Welty: Für wie groß halten Sie das Risiko eines Angriffs?

Primor: Ich glaube nicht, dass der Iran wirklich angreifen wird. Aber wissen Sie, wo es so viel verbale Eskalation gibt – dann manches Mal rutscht man in die Richtung eines Krieges, selbst wenn man diesen Krieg nicht haben will. Und dazu haben wir sehr viele Beispiele in der Geschichte. Ich möchte nur noch den zweiten Teil, ihre andere Frage beantworten: Syrien. Syrien ist zwar mit dem Iran verbunden, hat aber ganz andere Ansichten Israel betreffend, und die syrischen Präsidenten Assad und sein Vater Assad haben sich auch jahrelang bemüht, mit Israel Frieden zu schließen. Wir waren ganz, ganz nah dran, aber wegen Nebensächlichkeiten scheiterte es immer. Also da gibt es bessere Chancen für Israel, eine Lösung zu finden.

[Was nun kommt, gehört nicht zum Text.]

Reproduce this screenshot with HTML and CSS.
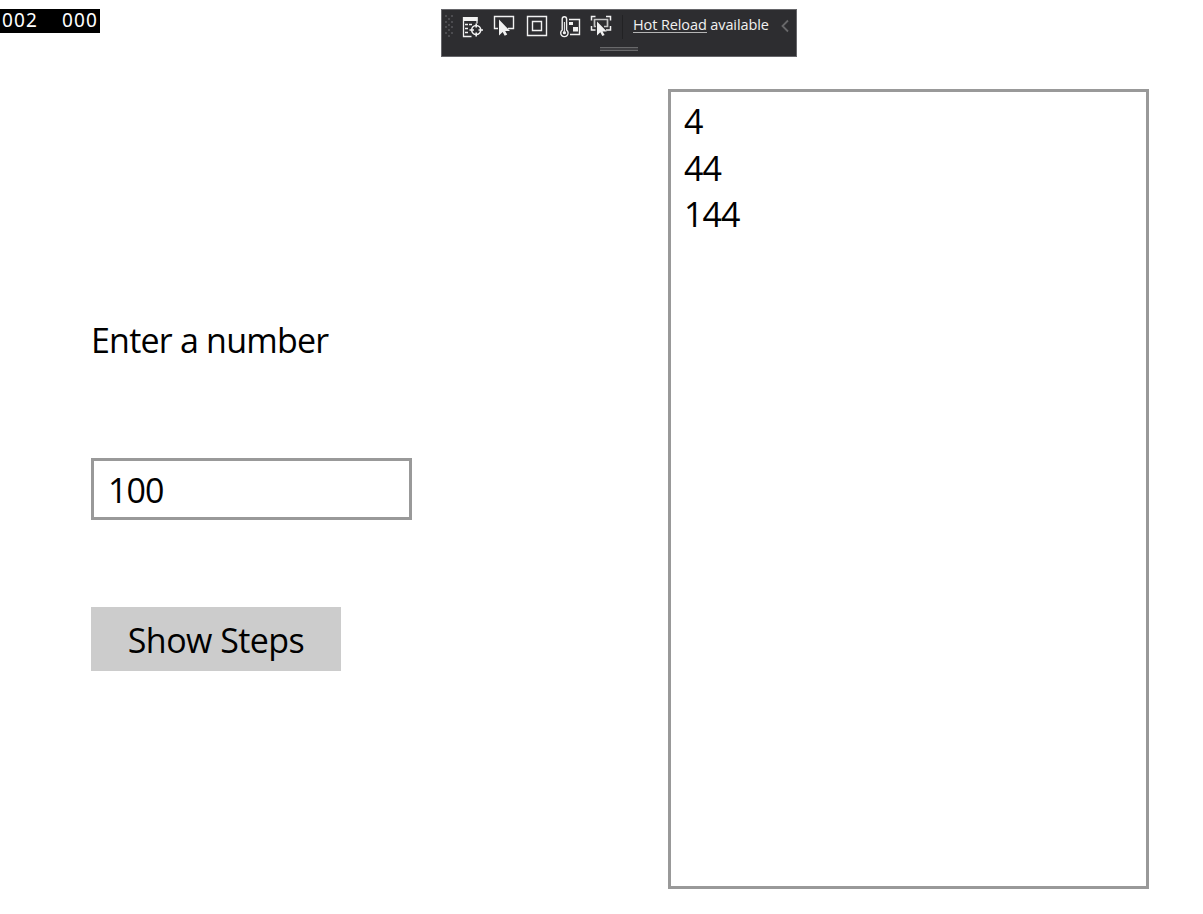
FILE: index.html
```html
<!DOCTYPE html>
<html lang="en">
<head>
<meta charset="utf-8">
<title>Show Steps</title>
<link rel="stylesheet" href="styles.css">
</head>
<body>
<header class="top">
  <div class="counters"><span>002</span><span>000</span></div>
  <div class="toolbar">
    <svg class="icons" width="187" height="46" viewBox="442 10 187 46">
      <g fill="#4c4c50">
        <path d="M445 15h2v2h-2zM451 15h2v2h-2zM448 18h2v2h-2zM445 21h2v2h-2zM451 21h2v2h-2zM448 24h2v2h-2zM445 26h2v2h-2zM451 26h2v2h-2zM448 29h2v2h-2zM445 32h2v2h-2zM451 32h2v2h-2zM448 35h2v2h-2z"/>
      </g>
      <g fill="none" stroke="#f1f1f1">
        <path d="M463.5 17v19.5h8M477 17v6.500M465 24.500h3m1 0h3M465 28.500h3M465 32.500h3" stroke-width="1.300"/>
        <path d="M463 17h14.500v4h-14.500z" fill="#f1f1f1" stroke="none"/>
        <circle cx="476.200" cy="30" r="4.500" stroke-width="1.600"/>
        <path d="M476.200 23.500v4M476.200 32.500v4M469.500 30h4.500M478.500 30h4.500" stroke-width="1.600"/>
        <path d="M498 28.500h-3.500v-12h19v12H508" stroke-width="1.400"/>
        <path d="M499 19.500v16l3.700-3.500 2 3.700 2.500-1.200-2-3.500h4.800z" fill="#f1f1f1" stroke="none"/>
        <path d="M527.500 16.500h19v19h-19zM532.500 21.500h9v9h-9z" stroke-width="1.400"/>
        <path d="M562.200 30V19a2.200 2.200 0 0 1 4.400 0v11a3.700 3.700 0 1 1-4.400 0z" stroke-width="1.400"/>
        <path d="M564.400 22v9" stroke-width="1"/>
        <circle cx="564.400" cy="32.700" r="1.600" fill="#f1f1f1" stroke="none"/>
        <path d="M569 19.500h10.500v15H570" stroke-width="1.400"/>
        <path d="M569 22h4v3h-4zM573 27h5v4.500h-5z" fill="#f1f1f1" stroke="none"/>
        <path d="M591.500 20.500v-4h4M606 16.500h4.500v4M610.500 26v4H606M595.500 30h-4v-4" stroke-width="1.500"/>
        <path d="M596 26.500h-1.500v-7h13v7H604" stroke="#c4c4c4" stroke-width="1.700"/>
        <path d="M597 21.500v14l3.300-3.200 2 3.700 2.300-1-2-3.500h4.200z" fill="#f1f1f1" stroke="none"/>
      </g>
      <path d="M622.500 15v24" stroke="#222224"/>
    </svg>
    <div class="reload"><span class="link">Hot Reload</span> available</div>
    <svg class="chevron" width="10" height="14" viewBox="0 0 10 14"><path d="M8 1.500L2.500 7 8 12.500" fill="none" stroke="#68686a" stroke-width="1.800"/></svg>
    <div class="handle"></div>
  </div>
</header>
<main class="content">
  <section class="form">
    <label class="prompt" for="number">Enter a number</label>
    <input class="number" id="number" type="text" value="100">
    <button class="show" type="button"><span>Show Steps</span></button>
  </section>
  <section class="steps">
    <div>4</div>
    <div>44</div>
    <div>144</div>
  </section>
</main>
</body>
</html>
```
FILE: styles.css
```css
* { box-sizing: border-box; }
body {
  margin: 0;
  height: 914px;
  overflow: hidden;
  background: #fff;
  color: #000;
  font-family: "Open Sans", "Noto Sans", sans-serif;
}
.top {
  display: flex;
  align-items: flex-start;
  height: 89px;
  padding-top: 9px;
}
.counters {
  display: flex;
  justify-content: space-between;
  width: 100px;
  height: 24px;
  padding: 0 2px;
  background: #000;
  color: #fff;
  font-family: "Noto Sans", sans-serif;
  font-size: 19px;
  line-height: 23px;
  letter-spacing: 1.100px;
}
.toolbar {
  position: relative;
  display: flex;
  width: 356px;
  height: 48px;
  margin-left: 341px;
  border: 1px solid #66666a;
  background: #2d2d30;
  color: #f1f1f1;
}
.icons { display: block; flex: none; }
.reload {
  width: 140px;
  margin-left: 4px;
  font-size: 14.500px;
  line-height: 30px;
  letter-spacing: -0.110px;
  white-space: nowrap;
}
.link {
  display: inline-block;
  height: 23px;
  border-bottom: 1px solid #b5b5b5;
  vertical-align: top;
}
.chevron { margin: 9px 0 0 7px; }
.handle {
  position: absolute;
  left: 158px;
  bottom: 5px;
  width: 38px;
  height: 4px;
  border: solid #69696b;
  border-width: 1px 0;
  background: #3e3e41;
}
.content {
  display: grid;
  grid-template-columns: 321px 481px;
  column-gap: 256px;
  padding-left: 91px;
}
.form {
  display: flex;
  flex-direction: column;
  align-items: flex-start;
  padding-top: 227px;
  font-size: 34px;
}
.prompt {
  height: 48px;
  line-height: 48px;
  letter-spacing: -0.790px;
  white-space: nowrap;
}
.number {
  width: 321px;
  height: 62px;
  margin-top: 94px;
  padding: 2px 14px 0;
  border: 3px solid #999;
  border-radius: 0;
  background: #fff;
  color: #000;
  font: 34px "Open Sans", sans-serif;
  letter-spacing: -1px;
  outline: 0;
}
.show {
  width: 250px;
  height: 64px;
  margin-top: 87px;
  padding: 1px 0 0;
  border: 0;
  background: #ccc;
  color: #000;
  font: 34px "Open Sans", sans-serif;
  letter-spacing: -0.550px;
  white-space: nowrap;
}
.steps {
  height: 800px;
  padding: 6px 13px;
  border: 3px solid #999;
  font-size: 34px;
  line-height: 46.500px;
  letter-spacing: -0.900px;
}
```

Welty: Wir reden ja anlässlich des Treffens der G8-Außenminister in Washington, der wichtigsten Wirtschaftsnationen. Welcher G8-Staat könnte den positivsten Einfluss auf Israel ausüben? Welches Zeichen kann also von diesem Treffen in Washington ausgehen?

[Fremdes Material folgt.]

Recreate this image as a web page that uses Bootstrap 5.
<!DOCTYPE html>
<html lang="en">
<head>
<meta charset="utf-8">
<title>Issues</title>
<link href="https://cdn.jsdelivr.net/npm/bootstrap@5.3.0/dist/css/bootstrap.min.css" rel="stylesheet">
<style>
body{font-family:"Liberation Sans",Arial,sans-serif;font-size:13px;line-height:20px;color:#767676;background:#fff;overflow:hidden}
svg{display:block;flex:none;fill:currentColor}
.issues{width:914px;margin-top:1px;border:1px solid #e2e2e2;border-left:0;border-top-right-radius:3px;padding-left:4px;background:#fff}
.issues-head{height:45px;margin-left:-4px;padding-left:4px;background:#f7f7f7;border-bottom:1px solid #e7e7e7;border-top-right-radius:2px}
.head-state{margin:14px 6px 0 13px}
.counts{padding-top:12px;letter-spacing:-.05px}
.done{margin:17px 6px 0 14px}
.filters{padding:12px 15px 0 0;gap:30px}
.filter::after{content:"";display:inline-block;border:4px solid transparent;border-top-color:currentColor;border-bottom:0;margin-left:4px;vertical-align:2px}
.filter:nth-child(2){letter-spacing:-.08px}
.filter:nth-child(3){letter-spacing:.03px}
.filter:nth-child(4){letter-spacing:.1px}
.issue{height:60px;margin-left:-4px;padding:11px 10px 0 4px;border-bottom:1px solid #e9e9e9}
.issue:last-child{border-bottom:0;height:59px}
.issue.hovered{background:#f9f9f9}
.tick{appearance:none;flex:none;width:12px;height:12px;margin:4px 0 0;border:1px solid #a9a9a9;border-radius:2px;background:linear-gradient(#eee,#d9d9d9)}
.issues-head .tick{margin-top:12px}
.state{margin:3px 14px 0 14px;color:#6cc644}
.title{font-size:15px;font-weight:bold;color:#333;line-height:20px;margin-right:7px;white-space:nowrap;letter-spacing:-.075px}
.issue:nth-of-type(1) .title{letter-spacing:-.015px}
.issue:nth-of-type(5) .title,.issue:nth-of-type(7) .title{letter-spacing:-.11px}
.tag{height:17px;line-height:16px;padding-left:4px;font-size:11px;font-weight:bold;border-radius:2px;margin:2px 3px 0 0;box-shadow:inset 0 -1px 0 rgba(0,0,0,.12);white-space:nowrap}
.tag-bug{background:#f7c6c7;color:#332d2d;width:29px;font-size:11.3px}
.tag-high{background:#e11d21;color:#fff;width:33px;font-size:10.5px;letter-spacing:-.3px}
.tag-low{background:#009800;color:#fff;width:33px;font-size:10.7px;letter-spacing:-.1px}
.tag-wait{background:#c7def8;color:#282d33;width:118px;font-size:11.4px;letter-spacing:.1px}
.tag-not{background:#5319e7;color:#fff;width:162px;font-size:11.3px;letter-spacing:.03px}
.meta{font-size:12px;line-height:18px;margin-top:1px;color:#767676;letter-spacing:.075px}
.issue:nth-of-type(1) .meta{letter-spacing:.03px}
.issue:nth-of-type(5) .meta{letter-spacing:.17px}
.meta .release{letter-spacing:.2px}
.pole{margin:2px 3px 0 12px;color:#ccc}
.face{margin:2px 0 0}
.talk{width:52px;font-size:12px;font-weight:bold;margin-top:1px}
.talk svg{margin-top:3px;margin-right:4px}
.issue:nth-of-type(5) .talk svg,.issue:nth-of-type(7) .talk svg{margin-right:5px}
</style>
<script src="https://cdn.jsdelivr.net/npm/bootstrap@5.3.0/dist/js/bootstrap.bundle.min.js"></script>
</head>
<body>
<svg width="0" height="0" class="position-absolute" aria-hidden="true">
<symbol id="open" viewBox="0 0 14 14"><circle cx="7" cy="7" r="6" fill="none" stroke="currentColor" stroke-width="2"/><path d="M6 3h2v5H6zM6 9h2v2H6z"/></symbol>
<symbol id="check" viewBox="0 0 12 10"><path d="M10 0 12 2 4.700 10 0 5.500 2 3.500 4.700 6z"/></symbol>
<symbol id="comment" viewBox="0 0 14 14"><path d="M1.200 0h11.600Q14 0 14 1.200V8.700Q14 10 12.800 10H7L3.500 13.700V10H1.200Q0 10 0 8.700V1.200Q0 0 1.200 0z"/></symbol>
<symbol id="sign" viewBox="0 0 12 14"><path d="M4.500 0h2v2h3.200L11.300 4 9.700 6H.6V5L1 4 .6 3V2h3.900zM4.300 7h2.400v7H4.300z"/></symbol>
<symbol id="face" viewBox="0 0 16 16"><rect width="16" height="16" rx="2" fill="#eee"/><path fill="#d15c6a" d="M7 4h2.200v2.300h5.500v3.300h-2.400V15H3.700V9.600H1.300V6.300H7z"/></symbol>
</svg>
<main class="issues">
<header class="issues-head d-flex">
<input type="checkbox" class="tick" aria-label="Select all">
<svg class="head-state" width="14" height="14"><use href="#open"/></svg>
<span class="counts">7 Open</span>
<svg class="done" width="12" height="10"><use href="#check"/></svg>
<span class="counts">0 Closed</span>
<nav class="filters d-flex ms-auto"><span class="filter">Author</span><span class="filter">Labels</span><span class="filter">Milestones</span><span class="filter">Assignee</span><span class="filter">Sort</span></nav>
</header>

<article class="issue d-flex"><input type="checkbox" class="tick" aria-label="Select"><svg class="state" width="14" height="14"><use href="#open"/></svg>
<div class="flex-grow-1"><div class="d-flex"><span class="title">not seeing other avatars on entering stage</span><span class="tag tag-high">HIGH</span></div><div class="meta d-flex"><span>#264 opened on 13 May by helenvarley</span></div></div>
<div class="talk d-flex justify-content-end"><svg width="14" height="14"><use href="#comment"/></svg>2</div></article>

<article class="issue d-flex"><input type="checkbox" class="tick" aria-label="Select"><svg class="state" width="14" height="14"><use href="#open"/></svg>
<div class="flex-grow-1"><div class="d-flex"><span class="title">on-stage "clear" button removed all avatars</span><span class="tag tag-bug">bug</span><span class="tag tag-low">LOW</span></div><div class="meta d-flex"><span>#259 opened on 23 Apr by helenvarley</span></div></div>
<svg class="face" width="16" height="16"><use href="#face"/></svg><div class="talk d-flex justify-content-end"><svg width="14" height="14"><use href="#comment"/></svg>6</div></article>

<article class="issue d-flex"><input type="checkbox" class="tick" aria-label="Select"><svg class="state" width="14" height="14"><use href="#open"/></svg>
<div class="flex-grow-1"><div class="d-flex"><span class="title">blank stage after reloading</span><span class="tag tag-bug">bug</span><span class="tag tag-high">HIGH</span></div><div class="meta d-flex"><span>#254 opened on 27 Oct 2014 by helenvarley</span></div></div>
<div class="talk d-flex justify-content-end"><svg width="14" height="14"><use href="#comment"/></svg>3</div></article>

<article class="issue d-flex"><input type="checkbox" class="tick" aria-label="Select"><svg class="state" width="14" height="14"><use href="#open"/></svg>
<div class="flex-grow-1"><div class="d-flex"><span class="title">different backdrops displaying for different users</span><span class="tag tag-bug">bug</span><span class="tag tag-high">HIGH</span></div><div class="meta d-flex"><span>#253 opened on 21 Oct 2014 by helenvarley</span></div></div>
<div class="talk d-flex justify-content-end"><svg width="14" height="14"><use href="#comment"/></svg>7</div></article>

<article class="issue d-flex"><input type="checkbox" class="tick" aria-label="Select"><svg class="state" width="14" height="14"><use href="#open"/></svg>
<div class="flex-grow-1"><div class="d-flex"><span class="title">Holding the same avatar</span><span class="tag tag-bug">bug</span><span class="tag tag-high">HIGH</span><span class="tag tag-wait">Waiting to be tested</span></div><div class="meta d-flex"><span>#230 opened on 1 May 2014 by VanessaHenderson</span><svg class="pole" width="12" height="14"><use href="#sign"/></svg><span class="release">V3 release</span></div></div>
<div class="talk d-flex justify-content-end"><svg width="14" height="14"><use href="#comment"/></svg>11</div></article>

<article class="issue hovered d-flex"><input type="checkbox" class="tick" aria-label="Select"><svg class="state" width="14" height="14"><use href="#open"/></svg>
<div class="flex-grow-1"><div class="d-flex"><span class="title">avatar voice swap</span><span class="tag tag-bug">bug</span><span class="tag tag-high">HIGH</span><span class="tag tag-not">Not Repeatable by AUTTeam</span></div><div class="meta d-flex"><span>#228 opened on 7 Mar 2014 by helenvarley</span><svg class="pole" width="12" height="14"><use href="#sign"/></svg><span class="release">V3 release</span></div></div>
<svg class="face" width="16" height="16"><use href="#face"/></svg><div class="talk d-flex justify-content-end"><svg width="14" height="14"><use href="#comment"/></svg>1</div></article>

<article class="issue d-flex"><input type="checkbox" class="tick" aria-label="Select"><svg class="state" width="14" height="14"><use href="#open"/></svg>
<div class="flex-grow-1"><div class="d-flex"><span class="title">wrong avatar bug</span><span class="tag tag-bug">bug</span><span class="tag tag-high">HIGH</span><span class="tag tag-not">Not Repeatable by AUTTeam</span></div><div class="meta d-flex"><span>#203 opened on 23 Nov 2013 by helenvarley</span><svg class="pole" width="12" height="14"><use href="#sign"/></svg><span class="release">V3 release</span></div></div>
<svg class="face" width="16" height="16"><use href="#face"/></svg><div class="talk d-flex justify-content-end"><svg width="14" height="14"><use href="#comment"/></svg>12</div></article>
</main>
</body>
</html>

Primor: Natürlich sind es die Amerikaner, weil Israel von Amerika total abhängig ist und weil Amerika auch am meisten in den nahen Osten investiert hat und immer noch investiert. Also müssen die Amerikaner endlich mal eine klare Politik gegenüber dem Nahen Osten haben, was sie heute nicht haben, und das wird, wenn überhaupt, erst nach den Wahlen in Amerika stattfinden. Die Sache ist, dass man Israel in ganz positive Richtungen unterstützen kann, wenn man den Israelis die Sicherheit gewährleistet. Schauen Sie: Als wir den Frieden mit Ägypten oder mit Jordanien geschlossen haben, da haben wir auf alle ägyptischen und jordanischen besetzten Gebiete verzichtet und auch alle Siedlungen auf ägyptischem und jordanischem Boden geräumt, weil wir damals sicher waren, dass der ägyptische Präsident und der jordanische König in einer glaubwürdigen Art und Weise uns Sicherheit gewährleistet. Das ist eigentlich, was nicht die nationalistische Minderheit in Israel beeindruckt, aber die Mehrheit der israelischen Bevölkerung, und die Regierung fügt sich dann dementsprechend. Also was G8 tun können, was die Amerikaner tun können, ist, irgendwie die Israelis in Sachen Sicherheit zu beruhigen, und das schließt natürlich auch den Iran ein.

Welty: Vor dem Hintergrund der aktuellen Diskussion über das Grass-Gedicht und dessen Israel-Kritik, wo Sie sich ja schon eindeutig positioniert haben – hat da das Wort des deutschen Außenministers an Gewicht verloren?

Primor: Schauen Sie, diese ganze Sache, meines Erachtens, ist erheblich übertrieben. Was Günter Grass sagt, ist nicht so wichtig, hat keine große Bedeutung für die Politik, nicht einmal für die deutsch-israelischen Beziehungen. Aber – ich habe es gesagt und ich kann das wiederholen – meines Erachtens ist Günter Grass weder ein Antisemit noch ein Israelfeind, hat sich aber ausgedrückt in einer Art und Weise, die fast verbrecherisch ist und auf jeden Fall lächerlich ist. Erstens soll man Dinge, die mit der Politik des Nahen Ostens … mit Nazismus nicht zusammenbringen, wie zum Beispiel zu sagen, Israel ist eine Gefahr für die Weltsicherheit, wie Hitler gesagt hat, die Juden sind eine Gefahr für die Weltsicherheit. Diese alle Dinge sind noch erheblich, erheblich zu empfindlich, um sie so leichtsinnig zu benutzen, wie Günter Grass es gemacht hat. Außerdem hat er solche wahnsinnigen Dinge gesagt wie zum Beispiel, Israel will den Iran vernichten. Wissen Sie, der Iran hat eine Fläche, die hundert Mal so groß ist wie die von Israel, eine Bevölkerung, die das Zehnfache von Israel ist. Selbst wenn Israel total verrückt wäre, hätte es nicht den Iran vernichten können, während der Iran Israel vernichten kann und auch will, wie es selber ganz offen sagt. Also solche Dinge kommen dann sehr schlecht an, und das alles wird sehr emotional. Aber politische Bedeutungen … und für die deutsch-israelischen Beziehungen hat das langfristig überhaupt keine Bedeutung.

Welty: Avi Primor, ehemals Botschafter Israels in Deutschland. Ich danke sehr für Ihre Einschätzungen und wünsche einen guten Tag nach Tel Aviv!

Primor: Gerne, Wiedersehen, guten Tag!